**Work to do**
Skip the pictures and extract all of the lines exactly as written.

**Given data**

= = = =

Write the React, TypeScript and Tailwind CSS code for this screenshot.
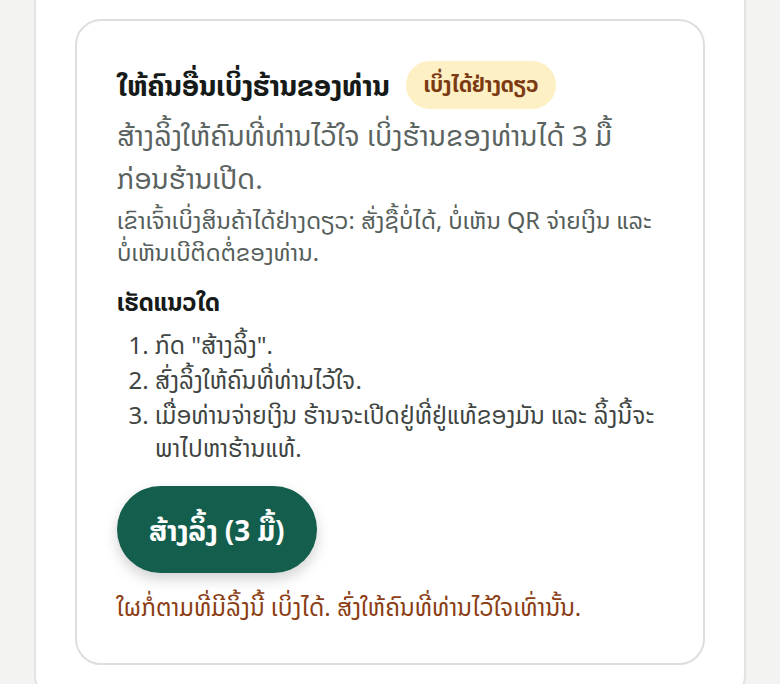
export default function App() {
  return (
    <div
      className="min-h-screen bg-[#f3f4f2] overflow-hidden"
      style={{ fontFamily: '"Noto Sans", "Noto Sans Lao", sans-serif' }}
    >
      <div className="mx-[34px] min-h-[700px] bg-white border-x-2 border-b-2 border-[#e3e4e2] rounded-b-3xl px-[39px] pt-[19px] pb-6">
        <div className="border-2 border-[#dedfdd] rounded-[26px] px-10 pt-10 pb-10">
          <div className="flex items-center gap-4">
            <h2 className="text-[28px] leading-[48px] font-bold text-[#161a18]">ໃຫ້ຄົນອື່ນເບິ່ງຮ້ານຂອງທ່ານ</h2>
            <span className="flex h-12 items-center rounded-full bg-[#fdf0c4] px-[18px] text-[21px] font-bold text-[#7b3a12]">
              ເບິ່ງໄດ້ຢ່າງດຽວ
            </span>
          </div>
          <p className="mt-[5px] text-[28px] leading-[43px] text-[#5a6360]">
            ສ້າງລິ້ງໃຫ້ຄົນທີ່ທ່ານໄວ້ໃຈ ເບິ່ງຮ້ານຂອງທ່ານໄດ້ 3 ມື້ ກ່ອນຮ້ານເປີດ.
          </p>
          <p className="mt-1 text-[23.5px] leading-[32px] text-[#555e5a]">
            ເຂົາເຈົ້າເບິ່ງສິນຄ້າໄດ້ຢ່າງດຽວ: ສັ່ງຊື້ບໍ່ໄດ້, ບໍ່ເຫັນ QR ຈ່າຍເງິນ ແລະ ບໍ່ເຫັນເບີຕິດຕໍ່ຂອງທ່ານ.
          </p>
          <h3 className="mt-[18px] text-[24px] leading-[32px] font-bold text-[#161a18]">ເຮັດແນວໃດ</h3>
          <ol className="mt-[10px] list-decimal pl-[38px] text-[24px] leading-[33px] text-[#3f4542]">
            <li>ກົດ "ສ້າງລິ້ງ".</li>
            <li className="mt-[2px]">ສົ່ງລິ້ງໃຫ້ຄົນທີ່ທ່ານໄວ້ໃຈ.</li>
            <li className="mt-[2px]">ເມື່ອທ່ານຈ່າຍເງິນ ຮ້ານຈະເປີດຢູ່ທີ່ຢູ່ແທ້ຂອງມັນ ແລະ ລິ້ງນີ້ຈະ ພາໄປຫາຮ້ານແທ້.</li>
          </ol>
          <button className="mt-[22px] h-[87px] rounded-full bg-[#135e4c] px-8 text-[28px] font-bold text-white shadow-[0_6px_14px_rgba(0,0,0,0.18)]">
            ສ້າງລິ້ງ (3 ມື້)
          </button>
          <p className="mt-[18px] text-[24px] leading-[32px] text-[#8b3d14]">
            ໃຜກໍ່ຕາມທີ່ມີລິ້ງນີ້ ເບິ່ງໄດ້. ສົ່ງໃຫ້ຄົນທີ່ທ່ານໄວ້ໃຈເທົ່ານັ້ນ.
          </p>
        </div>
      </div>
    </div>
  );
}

= = = =

**Task solution**
Write the React, TypeScript and Tailwind CSS code for this screenshot.
export default function App() {
  return (
    <div
      className="min-h-screen bg-[#f3f4f2] overflow-hidden"
      style={{ fontFamily: '"Noto Sans", "Noto Sans Lao", sans-serif' }}
    >
      <div className="mx-[34px] min-h-[700px] bg-white border-x-2 border-b-2 border-[#e3e4e2] rounded-b-3xl px-[39px] pt-[19px] pb-6">
        <div className="border-2 border-[#dedfdd] rounded-[26px] px-10 pt-10 pb-10">
          <div className="flex items-center gap-4">
            <h2 className="text-[28px] leading-[48px] font-bold text-[#161a18]">ໃຫ້ຄົນອື່ນເບິ່ງຮ້ານຂອງທ່ານ</h2>
            <span className="flex h-12 items-center rounded-full bg-[#fdf0c4] px-[18px] text-[21px] font-bold text-[#7b3a12]">
              ເບິ່ງໄດ້ຢ່າງດຽວ
            </span>
          </div>
          <p className="mt-[5px] text-[28px] leading-[43px] text-[#5a6360]">
            ສ້າງລິ້ງໃຫ້ຄົນທີ່ທ່ານໄວ້ໃຈ ເບິ່ງຮ້ານຂອງທ່ານໄດ້ 3 ມື້ ກ່ອນຮ້ານເປີດ.
          </p>
          <p className="mt-1 text-[23.5px] leading-[32px] text-[#555e5a]">
            ເຂົາເຈົ້າເບິ່ງສິນຄ້າໄດ້ຢ່າງດຽວ: ສັ່ງຊື້ບໍ່ໄດ້, ບໍ່ເຫັນ QR ຈ່າຍເງິນ ແລະ ບໍ່ເຫັນເບີຕິດຕໍ່ຂອງທ່ານ.
          </p>
          <h3 className="mt-[18px] text-[24px] leading-[32px] font-bold text-[#161a18]">ເຮັດແນວໃດ</h3>
          <ol className="mt-[10px] list-decimal pl-[38px] text-[24px] leading-[33px] text-[#3f4542]">
            <li>ກົດ "ສ້າງລິ້ງ".</li>
            <li className="mt-[2px]">ສົ່ງລິ້ງໃຫ້ຄົນທີ່ທ່ານໄວ້ໃຈ.</li>
            <li className="mt-[2px]">ເມື່ອທ່ານຈ່າຍເງິນ ຮ້ານຈະເປີດຢູ່ທີ່ຢູ່ແທ້ຂອງມັນ ແລະ ລິ້ງນີ້ຈະ ພາໄປຫາຮ້ານແທ້.</li>
          </ol>
          <button className="mt-[22px] h-[87px] rounded-full bg-[#135e4c] px-8 text-[28px] font-bold text-white shadow-[0_6px_14px_rgba(0,0,0,0.18)]">
            ສ້າງລິ້ງ (3 ມື້)
          </button>
          <p className="mt-[18px] text-[24px] leading-[32px] text-[#8b3d14]">
            ໃຜກໍ່ຕາມທີ່ມີລິ້ງນີ້ ເບິ່ງໄດ້. ສົ່ງໃຫ້ຄົນທີ່ທ່ານໄວ້ໃຈເທົ່ານັ້ນ.
          </p>
        </div>
      </div>
    </div>
  );
}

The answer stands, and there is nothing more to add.